The tile industry has a position on minimum subfloor requirements that may or may not be shared by manufacturers of product. A manufacturer’s product can certainly exceed the minimum performance requirements set forth under standards, which may allow for enhanced performance. Manufacturers offer warranties, the industry does not. That being said, industry recommendations are 5/8 CC or better tongue-and-groove panels for 1/2” backer board and 3/4” CC tongue-and-groove or better for 1/4” panels. These plywood or OSB panels must be rated for subfloor application and all must be properly gapped, fastened, and acclimated to service conditions prior to installation. This may sound like a perfect world recommendation but real world problems can result from excessively wet or dry installations. If the house has crawlspace, effective ventilation or a vapor membrane must be in place. Lack of a membrane or ventilation is a common mode to failure in areas that use crawlspace construction. Given the structures ability to carry the load, a double layer floor system prior to backer board application certainly will only improve the support of the floor system but properly constructed single panel floor systems will perform adequate support for backer board panels.

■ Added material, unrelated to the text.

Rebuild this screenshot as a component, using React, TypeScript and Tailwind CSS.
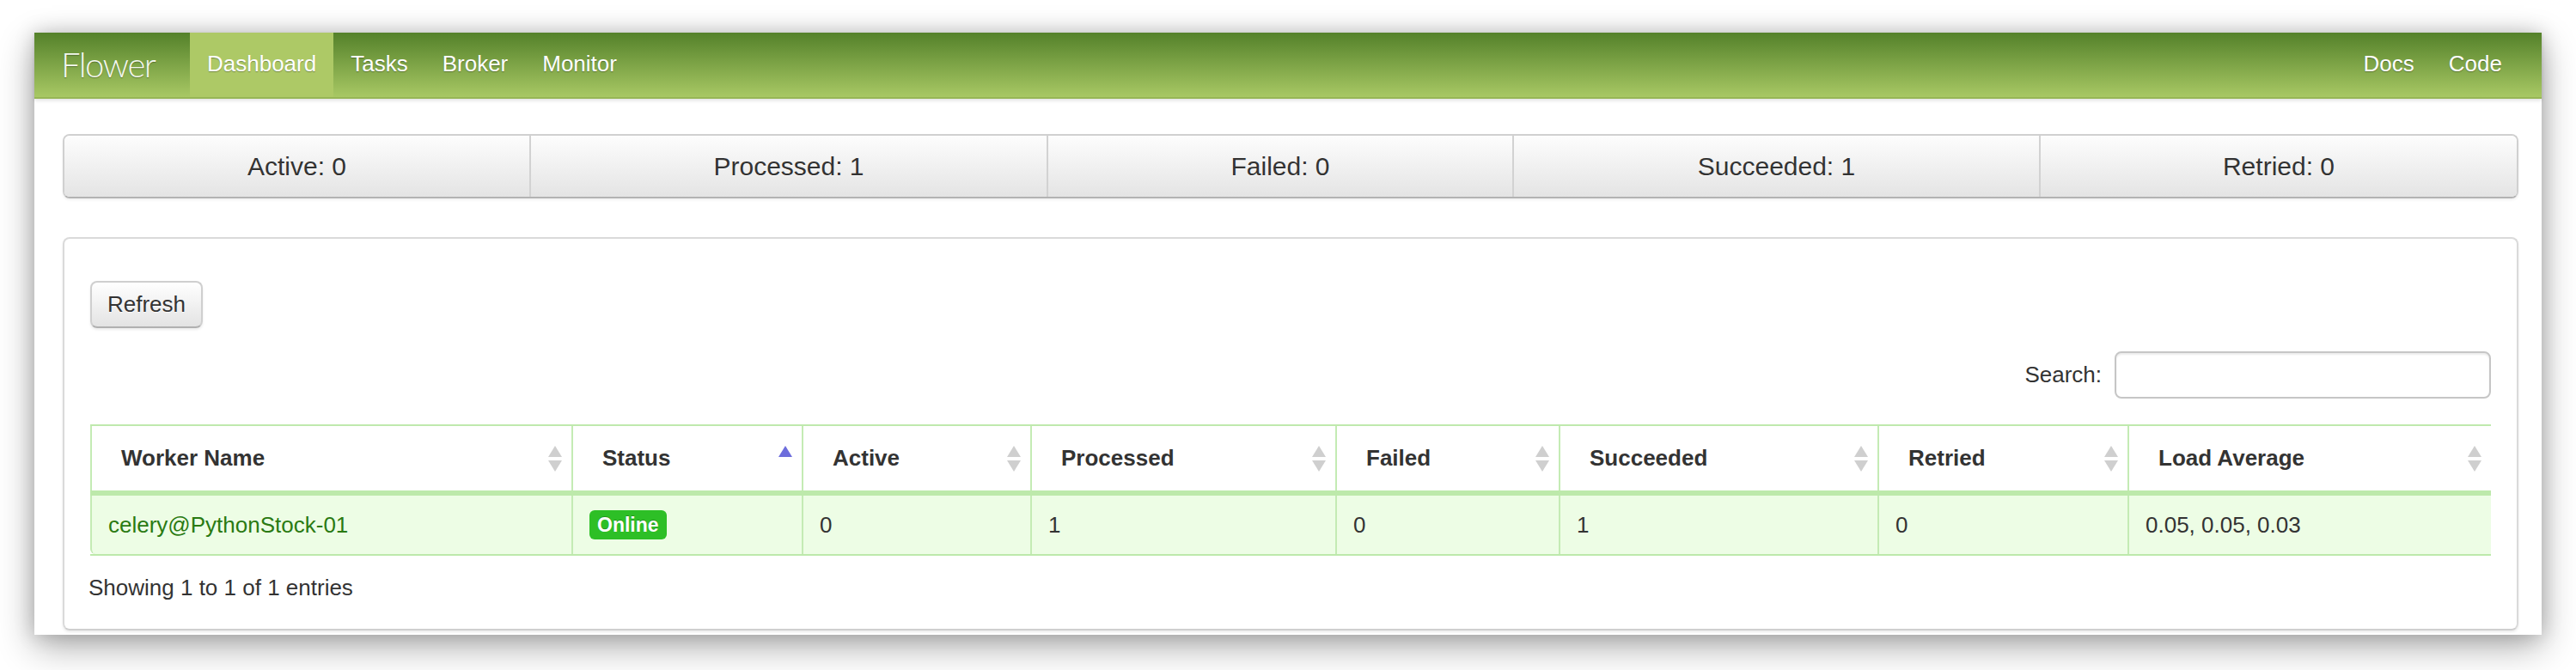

It is hard to cover all the nuances and do’s and don’ts of backer board in an article. Each product carries specific recommendations several pages or greater in length. We receive a fair amount of calls and emails on backer board issues and this article attempts to cover the issues or questions most often received. The question of what is the best backer board cannot be answered based solely on product performance. Rather it must be based on what the purchaser or specifier is trying to achieve. One also should have the ability to distinguish between relevant and valid performance needs rather than marketed performance values. Paying $25 a sheet for a waterproofing foam board makes perfect sense in some instances. Then again, paying $10 for a gypsum panel with a waterproofing surface makes sense in others. Just have to sort out the overall goal of the application.